Kingdon identifies the qualities of the successful entrepreneurs. First of all, they should have “some claim to a hearing” that has one of three sources: expertise, an ability to speak for others, or an authoritative decision-making position (Kingdon, 1984, p. 189).

Second, they should have greater access to policy makers. Having political connections and being appreciated for their negotiating skills, are also important feature of any policy entrepreneur. Successful entrepreneurs are also persistent and they have greater access to resources. Not at least, they must know to employ manipulating strategies to accomplish their goal of coupling the three streams (Zahariadis, 2007, p. 74).

In conclusion, as Nikolaos Zahariadis

7

highlights it, the added-value of the “Multiple Streams Framework” which is apposite to this study is that it “offers a fruitful way to explain how political systems and organizations make sense of an ambiguous world.

The lens supplies the analytical tools to explore how and under what conditions entrepreneurs manipulate the policy process, not only to pursue their own self-interest, but also to provide meaning to policy makers with problematic preferences” (p. 87).

2.6. Agenda denial strategies

The next “piece” of the theoretical framework “puzzle” is about the concept of “cultural agenda denial strategies” (Cobb & Ross, 1997). While the “Multiple Stream Framework”

is focused on the active consideration of new issues, this new concept highlights the other side of the same coin: what kinds of strategies are used by the opponents of some issues in order to block their access to the decisional agenda.
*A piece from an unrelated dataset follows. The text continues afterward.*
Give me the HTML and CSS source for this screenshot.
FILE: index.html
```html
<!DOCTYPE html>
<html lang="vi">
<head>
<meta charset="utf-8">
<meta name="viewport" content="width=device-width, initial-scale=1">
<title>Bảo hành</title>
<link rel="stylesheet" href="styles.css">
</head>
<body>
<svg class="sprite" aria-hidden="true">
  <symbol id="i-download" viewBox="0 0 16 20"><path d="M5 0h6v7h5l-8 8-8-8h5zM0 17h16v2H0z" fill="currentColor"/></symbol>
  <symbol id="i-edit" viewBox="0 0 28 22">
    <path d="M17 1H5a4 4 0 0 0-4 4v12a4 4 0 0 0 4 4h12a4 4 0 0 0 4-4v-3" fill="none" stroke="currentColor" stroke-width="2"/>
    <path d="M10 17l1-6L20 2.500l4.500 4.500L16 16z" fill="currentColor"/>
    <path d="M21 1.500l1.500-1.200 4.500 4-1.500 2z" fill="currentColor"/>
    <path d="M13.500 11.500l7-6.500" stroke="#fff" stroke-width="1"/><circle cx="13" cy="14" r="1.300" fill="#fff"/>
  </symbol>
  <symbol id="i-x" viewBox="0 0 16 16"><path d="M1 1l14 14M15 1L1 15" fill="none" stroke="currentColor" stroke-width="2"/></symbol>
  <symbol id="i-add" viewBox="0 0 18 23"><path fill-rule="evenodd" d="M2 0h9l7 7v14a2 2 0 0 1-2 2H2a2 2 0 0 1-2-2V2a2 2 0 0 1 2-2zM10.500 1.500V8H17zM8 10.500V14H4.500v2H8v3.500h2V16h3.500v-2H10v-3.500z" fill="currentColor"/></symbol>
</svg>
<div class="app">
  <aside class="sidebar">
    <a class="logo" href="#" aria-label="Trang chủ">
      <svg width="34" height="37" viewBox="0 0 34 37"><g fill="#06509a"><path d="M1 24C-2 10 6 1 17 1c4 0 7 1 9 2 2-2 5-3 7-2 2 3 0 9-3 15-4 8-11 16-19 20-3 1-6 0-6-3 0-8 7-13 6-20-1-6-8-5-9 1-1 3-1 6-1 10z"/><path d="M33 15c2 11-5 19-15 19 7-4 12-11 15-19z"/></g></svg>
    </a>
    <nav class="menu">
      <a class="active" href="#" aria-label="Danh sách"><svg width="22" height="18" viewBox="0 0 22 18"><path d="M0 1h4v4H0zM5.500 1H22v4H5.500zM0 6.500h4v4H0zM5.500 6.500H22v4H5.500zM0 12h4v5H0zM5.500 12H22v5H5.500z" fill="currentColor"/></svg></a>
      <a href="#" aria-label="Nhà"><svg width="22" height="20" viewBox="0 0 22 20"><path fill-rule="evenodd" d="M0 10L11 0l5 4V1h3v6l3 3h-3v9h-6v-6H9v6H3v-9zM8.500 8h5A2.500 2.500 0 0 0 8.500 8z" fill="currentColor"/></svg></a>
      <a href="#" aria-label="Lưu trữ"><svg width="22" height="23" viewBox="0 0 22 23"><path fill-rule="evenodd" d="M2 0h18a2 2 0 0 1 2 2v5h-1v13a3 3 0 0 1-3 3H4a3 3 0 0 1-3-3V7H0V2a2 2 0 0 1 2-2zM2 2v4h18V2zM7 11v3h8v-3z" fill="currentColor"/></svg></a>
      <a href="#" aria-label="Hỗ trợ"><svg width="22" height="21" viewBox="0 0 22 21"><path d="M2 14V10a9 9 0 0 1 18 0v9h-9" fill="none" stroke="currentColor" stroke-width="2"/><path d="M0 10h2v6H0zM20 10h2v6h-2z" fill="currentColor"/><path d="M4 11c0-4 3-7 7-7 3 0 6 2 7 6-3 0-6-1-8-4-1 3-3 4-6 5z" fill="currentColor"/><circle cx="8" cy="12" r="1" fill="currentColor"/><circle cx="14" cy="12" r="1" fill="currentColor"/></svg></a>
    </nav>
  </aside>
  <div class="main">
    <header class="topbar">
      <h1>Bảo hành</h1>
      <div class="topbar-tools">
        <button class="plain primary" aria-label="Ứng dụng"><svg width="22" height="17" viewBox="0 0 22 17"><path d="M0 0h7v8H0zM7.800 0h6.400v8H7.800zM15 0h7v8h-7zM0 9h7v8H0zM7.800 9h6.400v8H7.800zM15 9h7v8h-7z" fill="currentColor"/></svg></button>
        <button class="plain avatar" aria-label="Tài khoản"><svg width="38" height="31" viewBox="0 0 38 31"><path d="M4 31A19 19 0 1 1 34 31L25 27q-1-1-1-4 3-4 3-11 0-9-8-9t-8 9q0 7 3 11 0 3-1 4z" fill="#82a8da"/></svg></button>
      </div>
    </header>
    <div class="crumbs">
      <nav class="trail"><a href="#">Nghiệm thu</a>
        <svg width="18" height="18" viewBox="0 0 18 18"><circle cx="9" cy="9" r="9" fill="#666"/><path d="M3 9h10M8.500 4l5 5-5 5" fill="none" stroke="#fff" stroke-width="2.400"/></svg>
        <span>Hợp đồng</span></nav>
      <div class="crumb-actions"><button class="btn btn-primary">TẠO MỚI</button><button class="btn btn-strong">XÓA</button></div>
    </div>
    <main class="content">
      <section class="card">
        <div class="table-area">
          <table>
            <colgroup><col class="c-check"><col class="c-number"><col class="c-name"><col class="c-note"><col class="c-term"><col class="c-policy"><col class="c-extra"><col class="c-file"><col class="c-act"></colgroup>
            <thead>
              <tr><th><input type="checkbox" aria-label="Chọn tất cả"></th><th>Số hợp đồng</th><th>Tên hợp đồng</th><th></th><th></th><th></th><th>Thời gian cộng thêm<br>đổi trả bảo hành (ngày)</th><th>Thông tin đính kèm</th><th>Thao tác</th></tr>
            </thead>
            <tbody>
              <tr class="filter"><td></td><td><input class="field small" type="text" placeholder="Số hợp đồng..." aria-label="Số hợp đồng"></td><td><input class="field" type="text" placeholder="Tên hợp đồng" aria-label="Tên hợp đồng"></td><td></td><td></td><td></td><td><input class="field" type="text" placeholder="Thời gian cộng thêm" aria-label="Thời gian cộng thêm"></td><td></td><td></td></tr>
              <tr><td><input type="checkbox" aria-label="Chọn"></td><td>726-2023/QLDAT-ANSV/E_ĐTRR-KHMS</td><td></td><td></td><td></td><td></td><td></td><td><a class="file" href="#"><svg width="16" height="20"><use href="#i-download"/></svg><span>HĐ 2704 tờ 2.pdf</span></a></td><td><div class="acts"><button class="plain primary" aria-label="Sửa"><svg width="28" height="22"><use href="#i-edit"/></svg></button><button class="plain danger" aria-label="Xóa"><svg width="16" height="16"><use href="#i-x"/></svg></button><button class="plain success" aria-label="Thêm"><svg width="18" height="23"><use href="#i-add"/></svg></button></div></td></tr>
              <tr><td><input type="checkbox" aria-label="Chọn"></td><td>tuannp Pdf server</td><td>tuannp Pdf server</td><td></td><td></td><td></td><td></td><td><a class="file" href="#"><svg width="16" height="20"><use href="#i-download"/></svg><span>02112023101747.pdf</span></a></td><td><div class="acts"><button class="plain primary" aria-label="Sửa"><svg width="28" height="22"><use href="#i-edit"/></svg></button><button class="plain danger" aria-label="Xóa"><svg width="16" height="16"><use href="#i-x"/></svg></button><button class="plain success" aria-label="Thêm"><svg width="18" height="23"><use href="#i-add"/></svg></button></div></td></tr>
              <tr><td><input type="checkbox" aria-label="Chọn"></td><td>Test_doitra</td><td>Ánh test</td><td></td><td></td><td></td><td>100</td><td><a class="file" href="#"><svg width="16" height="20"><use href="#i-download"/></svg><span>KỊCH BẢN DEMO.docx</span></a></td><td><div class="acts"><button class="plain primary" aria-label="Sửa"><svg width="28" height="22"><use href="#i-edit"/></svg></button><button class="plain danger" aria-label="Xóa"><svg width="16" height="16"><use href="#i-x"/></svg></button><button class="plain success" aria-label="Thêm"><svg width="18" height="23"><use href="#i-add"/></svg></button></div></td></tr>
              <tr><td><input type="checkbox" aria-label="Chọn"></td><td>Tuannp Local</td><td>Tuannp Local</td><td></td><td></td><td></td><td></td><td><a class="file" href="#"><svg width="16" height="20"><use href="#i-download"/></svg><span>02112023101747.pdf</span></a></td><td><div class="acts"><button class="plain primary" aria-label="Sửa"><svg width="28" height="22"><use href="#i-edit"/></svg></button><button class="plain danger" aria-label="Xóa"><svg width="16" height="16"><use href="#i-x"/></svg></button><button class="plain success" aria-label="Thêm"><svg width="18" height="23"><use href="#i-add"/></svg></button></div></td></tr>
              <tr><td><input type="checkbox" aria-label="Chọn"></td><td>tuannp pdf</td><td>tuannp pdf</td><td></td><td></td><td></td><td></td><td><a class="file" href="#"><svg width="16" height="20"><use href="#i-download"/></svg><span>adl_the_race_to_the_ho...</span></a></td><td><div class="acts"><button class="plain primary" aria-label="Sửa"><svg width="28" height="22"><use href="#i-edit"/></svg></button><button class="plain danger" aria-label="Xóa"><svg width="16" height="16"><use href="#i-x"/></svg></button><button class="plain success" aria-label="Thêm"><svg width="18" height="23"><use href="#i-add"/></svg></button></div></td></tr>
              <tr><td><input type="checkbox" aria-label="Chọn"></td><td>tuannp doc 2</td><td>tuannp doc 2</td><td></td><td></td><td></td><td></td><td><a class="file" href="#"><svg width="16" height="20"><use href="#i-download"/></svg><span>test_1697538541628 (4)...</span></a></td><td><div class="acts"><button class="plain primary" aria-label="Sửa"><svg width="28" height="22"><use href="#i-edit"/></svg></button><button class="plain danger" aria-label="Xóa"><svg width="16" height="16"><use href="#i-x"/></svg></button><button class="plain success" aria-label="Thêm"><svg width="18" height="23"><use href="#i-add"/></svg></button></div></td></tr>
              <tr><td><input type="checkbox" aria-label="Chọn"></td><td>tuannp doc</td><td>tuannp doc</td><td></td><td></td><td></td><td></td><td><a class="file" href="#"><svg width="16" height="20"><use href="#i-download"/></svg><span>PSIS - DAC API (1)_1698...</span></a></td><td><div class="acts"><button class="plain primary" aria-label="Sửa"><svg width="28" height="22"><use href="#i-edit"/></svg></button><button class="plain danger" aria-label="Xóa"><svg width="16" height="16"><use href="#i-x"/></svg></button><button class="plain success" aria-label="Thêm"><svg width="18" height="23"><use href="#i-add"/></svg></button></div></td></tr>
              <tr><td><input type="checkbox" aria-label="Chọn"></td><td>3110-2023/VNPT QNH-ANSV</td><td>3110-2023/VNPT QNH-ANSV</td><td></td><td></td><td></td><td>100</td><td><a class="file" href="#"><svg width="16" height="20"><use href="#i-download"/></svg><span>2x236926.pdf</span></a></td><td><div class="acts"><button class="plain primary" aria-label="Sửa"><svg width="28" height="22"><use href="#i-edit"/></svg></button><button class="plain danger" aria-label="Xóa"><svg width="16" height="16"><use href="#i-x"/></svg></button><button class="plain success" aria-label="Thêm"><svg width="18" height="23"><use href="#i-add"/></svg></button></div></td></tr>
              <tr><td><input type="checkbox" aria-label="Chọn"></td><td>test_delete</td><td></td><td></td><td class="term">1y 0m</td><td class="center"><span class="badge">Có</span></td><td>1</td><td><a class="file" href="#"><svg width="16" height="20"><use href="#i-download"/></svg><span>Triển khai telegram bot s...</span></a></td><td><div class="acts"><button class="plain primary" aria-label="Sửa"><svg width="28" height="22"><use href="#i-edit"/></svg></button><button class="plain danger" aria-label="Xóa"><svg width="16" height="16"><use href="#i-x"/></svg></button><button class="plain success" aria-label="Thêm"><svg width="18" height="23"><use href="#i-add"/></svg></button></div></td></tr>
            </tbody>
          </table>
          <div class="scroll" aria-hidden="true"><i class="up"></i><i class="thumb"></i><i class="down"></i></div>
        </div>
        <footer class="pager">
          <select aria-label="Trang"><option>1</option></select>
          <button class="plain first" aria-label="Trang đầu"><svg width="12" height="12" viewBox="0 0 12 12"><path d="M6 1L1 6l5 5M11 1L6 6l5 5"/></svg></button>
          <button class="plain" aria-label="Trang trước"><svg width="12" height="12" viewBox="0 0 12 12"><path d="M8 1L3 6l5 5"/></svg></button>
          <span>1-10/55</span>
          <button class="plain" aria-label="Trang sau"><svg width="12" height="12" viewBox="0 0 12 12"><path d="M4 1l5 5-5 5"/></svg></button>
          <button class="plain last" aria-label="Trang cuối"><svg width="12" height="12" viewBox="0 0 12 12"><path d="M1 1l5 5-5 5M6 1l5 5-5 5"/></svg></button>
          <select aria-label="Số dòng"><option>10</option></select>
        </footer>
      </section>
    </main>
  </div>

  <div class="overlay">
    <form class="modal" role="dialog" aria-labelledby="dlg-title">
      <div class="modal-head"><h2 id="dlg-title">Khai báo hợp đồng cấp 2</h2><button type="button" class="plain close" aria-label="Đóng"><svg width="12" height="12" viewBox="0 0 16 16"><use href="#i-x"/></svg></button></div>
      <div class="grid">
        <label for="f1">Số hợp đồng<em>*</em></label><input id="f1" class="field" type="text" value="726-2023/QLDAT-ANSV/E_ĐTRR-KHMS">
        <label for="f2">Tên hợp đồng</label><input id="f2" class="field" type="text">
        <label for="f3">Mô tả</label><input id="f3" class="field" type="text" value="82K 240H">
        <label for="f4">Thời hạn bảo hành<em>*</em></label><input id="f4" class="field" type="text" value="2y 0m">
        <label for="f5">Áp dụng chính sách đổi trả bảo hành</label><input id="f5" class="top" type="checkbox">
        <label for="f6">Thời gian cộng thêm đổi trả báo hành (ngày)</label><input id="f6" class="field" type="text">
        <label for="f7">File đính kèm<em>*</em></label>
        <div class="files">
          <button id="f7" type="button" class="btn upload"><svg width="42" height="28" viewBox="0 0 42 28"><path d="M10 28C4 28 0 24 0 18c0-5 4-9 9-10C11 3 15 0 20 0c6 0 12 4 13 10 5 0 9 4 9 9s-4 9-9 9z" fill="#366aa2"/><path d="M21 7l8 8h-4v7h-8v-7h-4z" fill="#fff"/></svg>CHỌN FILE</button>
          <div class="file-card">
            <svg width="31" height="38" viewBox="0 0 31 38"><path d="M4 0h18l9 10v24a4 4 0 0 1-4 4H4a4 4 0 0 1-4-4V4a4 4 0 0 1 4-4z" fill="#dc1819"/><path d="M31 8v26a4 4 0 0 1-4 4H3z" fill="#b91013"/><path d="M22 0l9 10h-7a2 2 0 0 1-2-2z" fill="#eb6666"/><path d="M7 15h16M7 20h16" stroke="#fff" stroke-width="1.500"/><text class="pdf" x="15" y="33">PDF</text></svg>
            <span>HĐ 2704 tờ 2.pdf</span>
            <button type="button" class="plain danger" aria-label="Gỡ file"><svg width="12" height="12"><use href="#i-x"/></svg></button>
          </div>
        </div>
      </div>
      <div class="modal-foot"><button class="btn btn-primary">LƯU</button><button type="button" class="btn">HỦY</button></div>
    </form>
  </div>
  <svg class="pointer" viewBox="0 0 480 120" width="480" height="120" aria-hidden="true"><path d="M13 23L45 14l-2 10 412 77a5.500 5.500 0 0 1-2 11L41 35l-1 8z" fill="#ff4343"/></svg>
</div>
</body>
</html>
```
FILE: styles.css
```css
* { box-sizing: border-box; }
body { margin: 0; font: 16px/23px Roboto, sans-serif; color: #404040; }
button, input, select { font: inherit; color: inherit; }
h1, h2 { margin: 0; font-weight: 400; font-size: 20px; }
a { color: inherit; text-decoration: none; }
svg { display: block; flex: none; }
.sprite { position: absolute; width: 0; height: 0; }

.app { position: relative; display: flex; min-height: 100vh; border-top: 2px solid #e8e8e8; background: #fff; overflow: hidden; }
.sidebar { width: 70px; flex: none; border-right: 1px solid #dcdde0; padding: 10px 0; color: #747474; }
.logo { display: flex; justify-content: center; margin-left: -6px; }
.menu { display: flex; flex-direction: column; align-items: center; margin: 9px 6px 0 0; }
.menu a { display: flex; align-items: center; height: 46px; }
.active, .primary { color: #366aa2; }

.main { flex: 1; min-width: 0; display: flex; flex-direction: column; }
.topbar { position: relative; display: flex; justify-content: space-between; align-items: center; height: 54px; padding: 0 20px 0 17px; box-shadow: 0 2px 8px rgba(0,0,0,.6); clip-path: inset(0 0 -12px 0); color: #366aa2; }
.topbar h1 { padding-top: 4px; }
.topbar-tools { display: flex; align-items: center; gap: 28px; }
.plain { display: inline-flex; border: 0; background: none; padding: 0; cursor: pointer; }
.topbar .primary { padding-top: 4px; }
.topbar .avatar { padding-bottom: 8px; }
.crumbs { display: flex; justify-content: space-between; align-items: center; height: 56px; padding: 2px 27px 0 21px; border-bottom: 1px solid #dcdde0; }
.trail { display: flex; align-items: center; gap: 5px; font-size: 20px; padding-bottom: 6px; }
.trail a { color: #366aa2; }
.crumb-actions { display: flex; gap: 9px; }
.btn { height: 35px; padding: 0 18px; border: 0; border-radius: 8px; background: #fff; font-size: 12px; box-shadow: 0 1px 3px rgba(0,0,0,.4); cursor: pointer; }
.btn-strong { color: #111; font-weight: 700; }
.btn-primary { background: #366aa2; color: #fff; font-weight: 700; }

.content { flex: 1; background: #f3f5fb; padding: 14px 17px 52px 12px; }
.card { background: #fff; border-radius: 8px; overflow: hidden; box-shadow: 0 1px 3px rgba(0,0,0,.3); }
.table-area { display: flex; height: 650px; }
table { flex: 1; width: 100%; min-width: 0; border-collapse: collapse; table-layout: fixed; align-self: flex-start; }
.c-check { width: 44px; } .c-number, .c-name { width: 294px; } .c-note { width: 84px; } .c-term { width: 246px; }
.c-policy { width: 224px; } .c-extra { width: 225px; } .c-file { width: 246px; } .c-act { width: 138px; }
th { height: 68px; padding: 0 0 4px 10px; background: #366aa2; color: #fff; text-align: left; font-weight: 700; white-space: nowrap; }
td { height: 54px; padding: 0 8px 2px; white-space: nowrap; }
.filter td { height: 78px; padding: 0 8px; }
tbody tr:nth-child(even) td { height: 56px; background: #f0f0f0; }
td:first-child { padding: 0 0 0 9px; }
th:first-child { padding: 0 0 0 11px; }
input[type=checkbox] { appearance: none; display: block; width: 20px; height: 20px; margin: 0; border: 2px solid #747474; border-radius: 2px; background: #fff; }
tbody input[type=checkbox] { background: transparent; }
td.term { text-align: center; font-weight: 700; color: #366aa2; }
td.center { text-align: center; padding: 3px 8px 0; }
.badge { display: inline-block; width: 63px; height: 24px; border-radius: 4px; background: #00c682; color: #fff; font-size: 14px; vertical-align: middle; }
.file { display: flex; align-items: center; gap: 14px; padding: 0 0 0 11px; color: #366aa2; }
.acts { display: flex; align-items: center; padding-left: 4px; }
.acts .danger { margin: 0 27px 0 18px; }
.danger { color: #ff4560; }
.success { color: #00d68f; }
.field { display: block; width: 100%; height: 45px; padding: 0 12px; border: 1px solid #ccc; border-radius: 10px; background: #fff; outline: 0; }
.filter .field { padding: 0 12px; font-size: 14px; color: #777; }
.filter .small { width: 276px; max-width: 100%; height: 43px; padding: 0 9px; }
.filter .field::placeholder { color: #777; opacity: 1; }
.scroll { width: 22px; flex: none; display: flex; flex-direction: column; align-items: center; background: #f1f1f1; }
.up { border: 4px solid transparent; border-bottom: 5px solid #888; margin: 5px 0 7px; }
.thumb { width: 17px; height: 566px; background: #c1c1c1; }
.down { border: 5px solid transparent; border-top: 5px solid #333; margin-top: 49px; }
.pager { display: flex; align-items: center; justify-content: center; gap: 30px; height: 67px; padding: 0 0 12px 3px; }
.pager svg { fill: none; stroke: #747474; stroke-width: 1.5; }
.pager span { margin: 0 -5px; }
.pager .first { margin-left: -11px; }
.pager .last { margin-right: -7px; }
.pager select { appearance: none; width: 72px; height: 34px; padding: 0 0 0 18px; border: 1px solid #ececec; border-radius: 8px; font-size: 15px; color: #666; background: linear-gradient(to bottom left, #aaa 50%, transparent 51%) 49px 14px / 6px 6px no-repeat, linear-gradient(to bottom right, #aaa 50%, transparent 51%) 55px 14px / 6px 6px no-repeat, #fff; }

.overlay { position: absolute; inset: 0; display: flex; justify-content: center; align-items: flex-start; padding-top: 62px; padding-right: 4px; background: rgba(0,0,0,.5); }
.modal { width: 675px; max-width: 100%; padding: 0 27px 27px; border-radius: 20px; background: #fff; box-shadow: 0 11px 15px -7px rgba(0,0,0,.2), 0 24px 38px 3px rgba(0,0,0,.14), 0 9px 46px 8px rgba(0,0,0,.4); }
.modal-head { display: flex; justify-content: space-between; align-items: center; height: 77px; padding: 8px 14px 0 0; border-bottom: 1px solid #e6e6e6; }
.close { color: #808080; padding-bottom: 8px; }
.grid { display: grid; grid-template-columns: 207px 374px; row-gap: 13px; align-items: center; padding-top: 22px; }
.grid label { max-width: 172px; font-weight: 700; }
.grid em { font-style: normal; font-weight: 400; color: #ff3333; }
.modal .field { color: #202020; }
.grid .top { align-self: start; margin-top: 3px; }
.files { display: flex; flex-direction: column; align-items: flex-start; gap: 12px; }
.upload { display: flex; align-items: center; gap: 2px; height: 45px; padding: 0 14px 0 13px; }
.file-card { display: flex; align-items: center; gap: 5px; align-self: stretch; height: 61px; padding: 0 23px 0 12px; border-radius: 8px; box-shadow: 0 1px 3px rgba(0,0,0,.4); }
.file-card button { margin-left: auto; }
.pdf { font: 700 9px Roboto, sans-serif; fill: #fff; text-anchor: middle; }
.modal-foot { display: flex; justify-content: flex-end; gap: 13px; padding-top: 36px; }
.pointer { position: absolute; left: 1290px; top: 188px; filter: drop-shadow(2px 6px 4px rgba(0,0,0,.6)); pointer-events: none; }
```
Starting from the assumption that any opponent seeks to achieve its desired result at the lowest possible cost but will progressively turn to higher-cost strategies, Cobb & Ross list an inventory of tactics that opponents can use to keep new issues off the formal agenda. They identify four categories of strategies: low cost, medium-cost: attack, medium-cost: symbolic placation and high cost strategies (see Table 2.6 on page 30).

They describe the opponents’ strategies on a “continuum” that considers not only short term resource expenditure to pursue a particular strategy, but also possible future costs.

7 In his works, Nikolaos Zahariadis (1999, 2007) maps out the fundamentals and basic assumptions of the Multiple Stream Framework. He reviews the framework and partially extends it, including a review of the critics and limitations of Kingdon's initial theory.